> [Front-end source files]
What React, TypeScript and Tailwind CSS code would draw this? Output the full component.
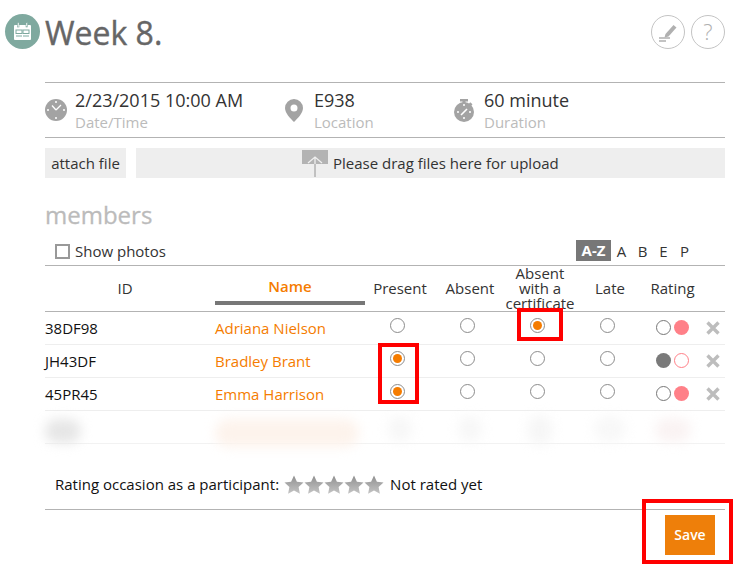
import { useId } from "react";

const gridCols = "grid grid-cols-[170px_150px_70px_70px_70px_70px_55px_25px]";

const members = [
  { id: "38DF98", name: "Adriana Nielson", status: 2, rating: "up" },
  { id: "JH43DF", name: "Bradley Brant", status: 0, rating: "down" },
  { id: "45PR45", name: "Emma Harrison", status: 0, rating: "up" },
];

function Radio({ checked }: { checked: boolean }) {
  return (
    <span className="w-[15px] h-[15px] rounded-full border border-[#8c8c8c] flex items-center justify-center bg-white">
      {checked && <span className="w-[9px] h-[9px] rounded-full bg-[#f57c00]" />}
    </span>
  );
}

function CalendarBadge() {
  return (
    <div className="w-[35px] h-[35px] rounded-full bg-[#7fa99f] flex items-center justify-center shrink-0">
      <svg width="19" height="19" viewBox="0 0 19 19">
        <rect x="1" y="3" width="17" height="15" rx="1" fill="#fff" />
        <rect x="4.5" y="0.5" width="1.5" height="4.5" fill="#fff" stroke="#7fa99f" strokeWidth="0.6" />
        <rect x="13" y="0.5" width="1.5" height="4.5" fill="#fff" stroke="#7fa99f" strokeWidth="0.6" />
        <rect x="3" y="8" width="6" height="3.5" fill="none" stroke="#7fa99f" strokeWidth="1" />
        <rect x="10" y="8" width="6" height="3.5" fill="none" stroke="#7fa99f" strokeWidth="1" />
        <path d="M3 14h6M10 14h6" stroke="#7fa99f" strokeWidth="1.2" />
      </svg>
    </div>
  );
}

function ClockIcon() {
  return (
    <svg width="22" height="22" viewBox="0 0 22 22" className="shrink-0">
      <circle cx="11" cy="11" r="11" fill="#a3a3a3" />
      <path d="M11 11 7 6.5M11 11l5-5" stroke="#fff" strokeWidth="1.3" fill="none" />
      <circle cx="11" cy="3" r="1" fill="#fff" />
      <circle cx="11" cy="19" r="1" fill="#fff" />
      <circle cx="3" cy="11" r="1" fill="#fff" />
      <circle cx="19" cy="11" r="1" fill="#fff" />
    </svg>
  );
}

function PinIcon() {
  return (
    <svg width="18" height="23" viewBox="0 0 18 23" className="shrink-0">
      <path
        fillRule="evenodd"
        d="M9 0a9 9 0 0 1 9 9c0 5-5 10-9 14C5 19 0 14 0 9a9 9 0 0 1 9-9Zm0 5.5a3.5 3.5 0 1 0 0 7 3.5 3.5 0 0 0 0-7Z"
        fill="#a3a3a3"
      />
    </svg>
  );
}

function TimerIcon() {
  return (
    <svg width="20" height="23" viewBox="0 0 20 23" className="shrink-0">
      <rect x="6" y="0" width="8" height="2.5" fill="#a3a3a3" />
      <rect x="8.5" y="2" width="3" height="3" fill="#a3a3a3" />
      <rect x="15" y="3.5" width="3" height="3" fill="#a3a3a3" transform="rotate(40 16 5)" />
      <circle cx="10" cy="13" r="10" fill="#a3a3a3" />
      <path d="m7 16 6-6" stroke="#fff" strokeWidth="1.6" />
      <circle cx="10" cy="6" r="1" fill="#fff" />
      <circle cx="16" cy="13" r="1" fill="#fff" />
      <circle cx="4" cy="13" r="1" fill="#fff" />
      <circle cx="10" cy="19" r="1" fill="#fff" />
    </svg>
  );
}

function EditIcon() {
  return (
    <svg width="22" height="22" viewBox="0 0 22 22">
      <path d="M8.5 13 16.5 4l3 2.5-8 9-4 1Z" fill="#b0b0b0" />
      <path d="M2 17h11M2 20h7" stroke="#b0b0b0" strokeWidth="1.3" />
    </svg>
  );
}

function UploadIcon() {
  return (
    <div className="relative w-[26px] h-[14px] bg-[#b3b3b3] self-start mt-[2px] shrink-0">
      <svg width="26" height="28" viewBox="0 0 26 28" className="absolute left-0 top-0">
        <path d="M13 27V7M6 13l7-6 7 6" stroke="#f0f0f0" strokeWidth="1.3" fill="none" />
        <path d="M13 27V14" stroke="#a8a8a8" strokeWidth="1.3" fill="none" />
      </svg>
    </div>
  );
}

function Star() {
  const gid = useId();
  return (
    <svg width="20" height="20" viewBox="0 0 20 20">
      <defs>
        <linearGradient id={gid} x1="0" y1="0" x2="0" y2="1">
          <stop offset="0" stopColor="#8f8f8f" />
          <stop offset="1" stopColor="#c4c4c4" />
        </linearGradient>
      </defs>
      <path d="M10 0.5l2.9 6.2 6.6.8-4.9 4.5 1.3 6.7L10 15.4l-5.9 3.3 1.3-6.7L.5 7.5l6.6-.8Z" fill={`url(#${gid})`} />
    </svg>
  );
}

function Rating({ kind }: { kind: string }) {
  return (
    <div className="flex items-center justify-center gap-[3px] pb-[2px]">
      {kind === "up" ? (
        <>
          <span className="w-[15px] h-[15px] rounded-full border border-[#777]" />
          <span className="w-[15px] h-[15px] rounded-full bg-[#ff8088]" />
        </>
      ) : (
        <>
          <span className="w-[15px] h-[15px] rounded-full bg-[#7a7a7a]" />
          <span className="w-[15px] h-[15px] rounded-full border border-[#ff8088]" />
        </>
      )}
    </div>
  );
}

function Remove() {
  return (
    <svg width="14" height="14" viewBox="0 0 14 14">
      <path d="M1.5 1.5l11 11M12.5 1.5l-11 11" stroke="#bdbdbd" strokeWidth="3.4" />
    </svg>
  );
}

function Smudge({ className }: { className: string }) {
  return <span className={`block rounded-full blur-[6px] ${className}`} />;
}

function InfoItem({ icon, title, sub, className }: { icon: React.ReactNode; title: string; sub: string; className: string }) {
  return (
    <div className={`flex items-center ${className}`}>
      {icon}
      <div>
        <div className="text-[18px] leading-[24px] text-[#333]">{title}</div>
        <div className="text-[15px] leading-[20px] text-[#bbb]">{sub}</div>
      </div>
    </div>
  );
}

export default function App() {
  return (
    <div className="relative w-[738px] h-[567px] overflow-hidden bg-white font-['Open_Sans',sans-serif] text-[#333]">
      <div className="pl-[5px] pr-[13px] pt-[14px]">
        {/* header */}
        <div className="flex items-center h-[35px]">
          <CalendarBadge />
          <h1 className="ml-[5px] pt-[1px] text-[32px] leading-[35px] text-[#666] [-webkit-text-stroke:0.4px_#666]">Week 8.</h1>
          <div className="ml-auto flex gap-[6px]">
            <div className="w-[34px] h-[34px] rounded-full border border-[#c4c4c4] flex items-center justify-center">
              <EditIcon />
            </div>
            <div className="w-[34px] h-[34px] rounded-full border border-[#c4c4c4] flex items-center justify-center text-[22px] font-light text-[#b0b0b0]">
              ?
            </div>
          </div>
        </div>

        <div className="ml-[40px] mt-[33px]">
          {/* info row */}
          <div className="flex items-center h-[56px] border-y border-[#b3b3b3]">
            <InfoItem icon={<ClockIcon />} title="2/23/2015 10:00 AM" sub="Date/Time" className="w-[240px] gap-[8px]" />
            <InfoItem icon={<PinIcon />} title="E938" sub="Location" className="w-[169px] gap-[11px]" />
            <InfoItem icon={<TimerIcon />} title="60 minute" sub="Duration" className="gap-[10px]" />
          </div>

          {/* attach */}
          <div className="flex gap-[10px] mt-[10px] h-[30px] text-[15px]">
            <div className="w-[81px] bg-[#eee] flex items-center justify-center">attach file</div>
            <div className="flex-1 bg-[#eee] flex items-center pl-[166px] gap-[5px]">
              <UploadIcon />
              <span>Please drag files here for upload</span>
            </div>
          </div>

          <h2 className="mt-[21px] text-[24px] leading-[32px] text-[#bbb] [-webkit-text-stroke:0.3px_#bbb]">members</h2>

          {/* filter row */}
          <div className="flex items-center h-[28px] mt-[6px] text-[15px]">
            <span className="ml-[10px] w-[15px] h-[15px] border-2 border-[#999] mr-[5px]" />
            <span>Show photos</span>
            <div className="ml-auto mr-[30px] flex items-center text-center">
              <span className="w-[35px] h-[21px] leading-[21px] -mt-[2px] bg-[#777] text-white font-bold">A-Z</span>
              <span className="w-[21px]">A</span>
              <span className="w-[21px]">B</span>
              <span className="w-[21px]">E</span>
              <span className="w-[21px]">P</span>
            </div>
          </div>

          {/* table head */}
          <div className={`${gridCols} h-[47px] border-y border-[#b3b3b3] text-[15px] leading-[15px] items-center text-center`}>
            <div className="w-[160px] pb-[2px]">ID</div>
            <div className="h-full flex flex-col justify-end">
              <div className="font-semibold text-[#f57c00] pb-[7px]">Name</div>
              <div className="h-[4px] mb-[7px] bg-[#777]" />
            </div>
            <div className="pb-[1px]">Present</div>
            <div className="pb-[1px]">Absent</div>
            <div className="pb-[1px]">Absent with a certificate</div>
            <div className="pb-[1px]">Late</div>
            <div className="pb-[1px]">Rating</div>
            <div />
          </div>

          {/* rows */}
          {members.map((m) => (
            <div key={m.id} className={`${gridCols} h-[33px] border-b border-[#eee] items-center text-[15px]`}>
              <div className="text-[#111] pt-[1px]">{m.id}</div>
              <div className="text-[#f57c00] pt-[1px]">{m.name}</div>
              {[0, 1, 2, 3].map((i) => (
                <div key={i} className="flex justify-center pb-[6px] pr-[5px]">
                  <Radio checked={m.status === i} />
                </div>
              ))}
              <Rating kind={m.rating} />
              <div className="flex justify-end pr-[5px]">
                <Remove />
              </div>
            </div>
          ))}

          {/* blurred row */}
          <div className={`${gridCols} h-[33px] border-b border-[#f2f2f2] items-center`}>
            <Smudge className="w-[36px] h-[24px] mt-[4px] bg-[#e6e6e6]" />
            <Smudge className="w-[144px] h-[28px] mt-[8px] bg-[#fdf3ec]" />
            <Smudge className="w-[24px] h-[26px] mx-auto bg-[#f7f7f7]" />
            <Smudge className="w-[24px] h-[26px] mx-auto bg-[#f7f7f7]" />
            <Smudge className="w-[24px] h-[30px] mx-auto mt-[2px] bg-[#f6f6f6]" />
            <Smudge className="w-[32px] h-[26px] mx-auto bg-[#f8f8f8]" />
            <Smudge className="w-[36px] h-[24px] mx-auto mt-[2px] bg-[#faf3f3]" />
            <div />
          </div>

          {/* occasion rating */}
          <div className="flex items-center h-[66px] border-b border-[#b3b3b3] pl-[10px] pt-[16px] text-[15px] text-[#111]">
            <span>Rating occasion as a participant:</span>
            <div className="flex ml-[5px] mr-[6px]">
              <Star />
              <Star />
              <Star />
              <Star />
              <Star />
            </div>
            <span>Not rated yet</span>
          </div>

          <div className="flex justify-end pr-[10px] mt-[5px]">
            <button className="w-[50px] h-[40px] pb-[2px] bg-[#ee7f0a] text-white text-[14px] font-semibold">Save</button>
          </div>
        </div>
      </div>

      {/* annotation boxes drawn over the screenshot */}
      <div className="absolute left-[517px] top-[308px] w-[46px] h-[33px] border-4 border-[#f00]" />
      <div className="absolute left-[378px] top-[343px] w-[41px] h-[61px] border-4 border-[#f00]" />
      <div className="absolute left-[642px] top-[499px] w-[91px] h-[65px] border-4 border-[#f00]" />
    </div>
  );
}
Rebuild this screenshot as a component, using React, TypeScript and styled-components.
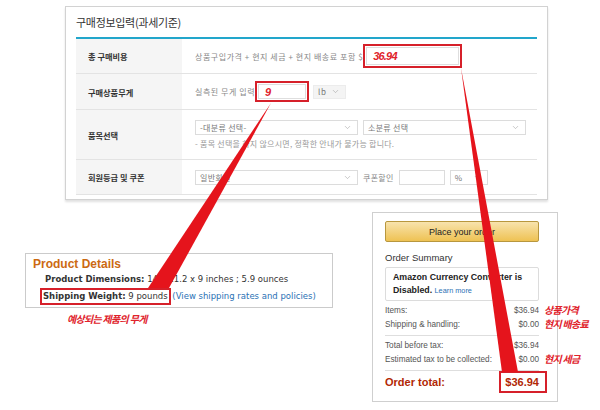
import React from 'react';
import styled, { createGlobalStyle } from 'styled-components';
import { ChevronDown } from 'lucide-react';

const GlobalStyle = createGlobalStyle`
  html, body {
    margin: 0;
    padding: 0;
    background: #fff;
  }
  * {
    box-sizing: border-box;
  }
`;

const KR = `"Noto Sans CJK KR", "Noto Sans", sans-serif`;
const ARIAL = `"Liberation Sans", Arial, sans-serif`;
const VERDANA = `"DejaVu Sans", Verdana, sans-serif`;
const MARK = '#d6202a';

const Page = styled.div`
  position: relative;
  width: 600px;
  height: 410px;
  overflow: hidden;
  font-family: ${KR};
`;

/* ---------- top form panel ---------- */

const Panel = styled.section`
  width: 483px;
  height: 194px;
  margin: 6px 0 0 65px;
  padding: 0 10px 4px;
  border: 1px solid #d2d2d2;
  box-shadow: 0 2px 2px rgba(0, 0, 0, 0.12);
  background: #fff;
`;

const Title = styled.h2`
  margin: 0;
  height: 32px;
  line-height: 31px;
  font-size: 11px;
  font-weight: 400;
  letter-spacing: -0.3px;
  color: #333;
  border-bottom: 2px solid #22a6cb;
`;

const Row = styled.div<{ $h: number }>`
  display: grid;
  grid-template-columns: 106px 1fr;
  height: ${(p) => p.$h}px;
  border-bottom: 1px solid #e3e3e3;
`;

const Label = styled.div`
  display: flex;
  align-items: center;
  padding-left: 12px;
  background: #f5f5f5;
  font-size: 8.2px;
  font-weight: 700;
  color: #333;
`;

const Cell = styled.div<{ $stack?: boolean }>`
  display: flex;
  flex-direction: ${(p) => (p.$stack ? 'column' : 'row')};
  align-items: ${(p) => (p.$stack ? 'flex-start' : 'center')};
  padding: ${(p) => (p.$stack ? '10px 0 0 13px' : '0 0 0 13px')};
  gap: 4px;
  font-size: 8px;
  letter-spacing: 0.55px;
  color: #888;
`;

const Line = styled.div`
  display: flex;
  align-items: center;
  gap: 5px;
  letter-spacing: 0.3px;
`;

const Plain = styled.span`
  white-space: nowrap;
`;

const Note = styled.div`
  font-size: 8px;
  line-height: 10px;
  color: #999;
  letter-spacing: 0.25px;
  white-space: nowrap;
`;

const Select = styled.div<{ $w: number; $h?: number; $fill?: boolean }>`
  display: flex;
  align-items: center;
  justify-content: space-between;
  width: ${(p) => p.$w}px;
  height: ${(p) => p.$h ?? 15}px;
  padding: 0 5px 0 4px;
  border: 1px solid ${(p) => (p.$fill ? '#ececec' : '#dcdcdc')};
  background: ${(p) => (p.$fill ? '#f4f4f4' : '#fff')};
  font-size: 8px;
  color: #777;
  white-space: nowrap;
`;

const TextInput = styled.div<{ $w: number }>`
  width: ${(p) => p.$w}px;
  height: 15px;
  border: 1px solid #dcdcdc;
`;

const Highlight = styled.div<{ $w: number; $h: number }>`
  flex: none;
  width: ${(p) => p.$w}px;
  height: ${(p) => p.$h}px;
  margin-left: -4px;
  padding: 1px;
  border: 2px solid ${MARK};
  background: #fff;
`;

const Filled = styled.div`
  display: flex;
  align-items: center;
  height: 100%;
  padding-left: 6px;
  border: 1px solid #dedede;
  font-family: ${ARIAL};
  font-size: 11px;
  font-weight: 700;
  font-style: italic;
  letter-spacing: -0.8px;
  color: #e0222b;
`;

const Chevron = () => <ChevronDown size={9} strokeWidth={1.4} color="#9a9a9a" />;

/* ---------- bottom area ---------- */

const Bottom = styled.div`
  display: flex;
  align-items: flex-start;
  padding-left: 25px;
`;

const LeftCol = styled.div`
  width: 308px;
  margin-top: 53px;
`;

const Details = styled.div`
  height: 55px;
  padding: 3px 7px 0;
  border: 1px solid #cbcbcb;
`;

const DetailsHead = styled.h3`
  margin: 0;
  line-height: 14px;
  font-family: ${ARIAL};
  font-size: 12px;
  font-weight: 700;
  color: #cc6a12;
`;

const DetailLine = styled.div`
  padding-left: 12px;
  line-height: 17px;
  font-family: ${VERDANA};
  font-size: 8.5px;
  color: #333;
  white-space: nowrap;
  b {
    font-weight: 700;
  }
`;

const Boxed = styled.span`
  display: inline-block;
  line-height: 13px;
  margin: 0 -1px 0 -5px;
  padding: 0 1px;
  border: 2px solid ${MARK};
`;

const Link = styled.span`
  color: #2a72b5;
`;

const Caption = styled.div`
  margin: 3px 0 0 42px;
  font-size: 10px;
  font-weight: 700;
  font-style: italic;
  letter-spacing: -0.7px;
  color: #e0222b;
`;

const Summary = styled.aside`
  width: 186px;
  height: 190px;
  margin: 12px 0 0 39px;
  padding: 8px 18px 0 12px;
  border: 1px solid #cfcfcf;
  font-family: ${ARIAL};
`;

const OrderButton = styled.div`
  height: 21px;
  display: flex;
  align-items: center;
  justify-content: center;
  border: 1px solid #b8973e;
  border-radius: 2px;
  background: linear-gradient(#f8e3ad, #eec253);
  font-size: 9px;
  color: #222;
`;

const SummaryHead = styled.div`
  margin-top: 8px;
  line-height: 16px;
  font-size: 9.5px;
  color: #333;
`;

const Converter = styled.div`
  margin-top: 1px;
  padding: 3px 7px;
  border: 1px solid #dcdcdc;
  border-radius: 2px;
  line-height: 13px;
  font-size: 8.8px;
  font-weight: 700;
  color: #222;
`;

const LearnMore = styled.span`
  font-size: 7.3px;
  font-weight: 400;
  color: #2a72b5;
`;

const Lines = styled.div<{ $top: number }>`
  margin-top: ${(p) => p.$top}px;
`;

const SumRow = styled.div`
  display: flex;
  justify-content: space-between;
  line-height: 14px;
  font-size: 8.2px;
  color: #555;
`;

const Amount = styled.span`
  position: relative;
`;

const Tag = styled.span`
  position: absolute;
  left: calc(100% + 5px);
  top: -1px;
  font-family: ${KR};
  font-size: 10px;
  font-weight: 700;
  font-style: italic;
  letter-spacing: -0.7px;
  white-space: nowrap;
  color: #e0222b;
`;

const Rule = styled.div`
  margin-top: 3px;
  border-top: 1px solid #dedede;
`;

const TotalRow = styled.div`
  display: flex;
  justify-content: space-between;
  align-items: center;
  height: 22px;
  font-size: 11px;
  font-weight: 700;
  color: #b12704;
`;

const TotalBox = styled.span`
  margin-right: -8px;
  padding: 3px 6px 3px 4px;
  border: 2px solid ${MARK};
  line-height: 12px;
`;

/* ---------- arrows drawn over everything ---------- */

const Arrows = styled.svg`
  position: absolute;
  left: 0;
  top: 0;
  pointer-events: none;
`;

export default function App() {
  return (
    <Page>
      <GlobalStyle />
      <Panel>
        <Title>구매정보입력(과세기준)</Title>
        <Row $h={35}>
          <Label>총 구매비용</Label>
          <Cell>
            <Plain>상품구입가격 + 현지 세금 + 현지 배송료 포함 $</Plain>
            <Highlight $w={99} $h={24}>
              <Filled>36.94</Filled>
            </Highlight>
          </Cell>
        </Row>
        <Row $h={36}>
          <Label>구매상품무게</Label>
          <Cell>
            <Plain>실측된 무게 입력</Plain>
            <Highlight $w={54} $h={21}>
              <Filled>9</Filled>
            </Highlight>
            <Select $w={33} $h={14} $fill>
              lb <Chevron />
            </Select>
          </Cell>
        </Row>
        <Row $h={50}>
          <Label>품목선택</Label>
          <Cell $stack>
            <Line>
              <Select $w={163}>
                -대분류 선택- <Chevron />
              </Select>
              <Select $w={163}>
                소분류 선택 <Chevron />
              </Select>
            </Line>
            <Note>- 품목 선택을 하지 않으시면, 정확한 안내가 불가능 합니다.</Note>
          </Cell>
        </Row>
        <Row $h={35}>
          <Label>회원등급 및 쿠폰</Label>
          <Cell>
            <Line>
              <Select $w={163}>
                일반회원 <Chevron />
              </Select>
              <Plain>쿠폰할인</Plain>
              <TextInput $w={46} />
              <Select $w={38}>
                % <Chevron />
              </Select>
            </Line>
          </Cell>
        </Row>
      </Panel>

      <Bottom>
        <LeftCol>
          <Details>
            <DetailsHead>Product Details</DetailsHead>
            <DetailLine>
              <b>Product Dimensions:</b> 14 x 11.2 x 9 inches ; 5.9 ounces
            </DetailLine>
            <DetailLine>
              <Boxed>
                <b>Shipping Weight:</b> 9 pounds
              </Boxed>{' '}
              <Link>(View shipping rates and policies)</Link>
            </DetailLine>
          </Details>
          <Caption>예상되는 제품의 무게</Caption>
        </LeftCol>

        <Summary>
          <OrderButton>Place your order</OrderButton>
          <SummaryHead>Order Summary</SummaryHead>
          <Converter>
            Amazon Currency Converter is Disabled. <LearnMore>Learn more</LearnMore>
          </Converter>
          <Lines $top={3}>
            <SumRow>
              Items:
              <Amount>
                $36.94<Tag>상품가격</Tag>
              </Amount>
            </SumRow>
            <SumRow>
              Shipping &amp; handling:
              <Amount>
                $0.00<Tag>현지 배송료</Tag>
              </Amount>
            </SumRow>
          </Lines>
          <Rule />
          <Lines $top={3}>
            <SumRow>
              Total before tax:
              <Amount>$36.94</Amount>
            </SumRow>
            <SumRow>
              Estimated tax to be collected:
              <Amount>
                $0.00<Tag>현지 세금</Tag>
              </Amount>
            </SumRow>
          </Lines>
          <Rule />
          <TotalRow>
            Order total:
            <TotalBox>$36.94</TotalBox>
          </TotalRow>
        </Summary>
      </Bottom>

      <Arrows width={600} height={410} viewBox="0 0 600 410">
        <polygon points="271,103 148,288 169,288" fill="#e5141c" />
        <polygon points="461,68 502,372 518,372" fill="#e5141c" />
      </Arrows>
    </Page>
  );
}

> [TASK OBJECTIVE]
List the lines of the records where "this" occurs.

> [FINAL RESULT]
What React, TypeScript and Tailwind CSS code would draw this? Output the full component.
Rebuild this screenshot as a component, using React, TypeScript and styled-components.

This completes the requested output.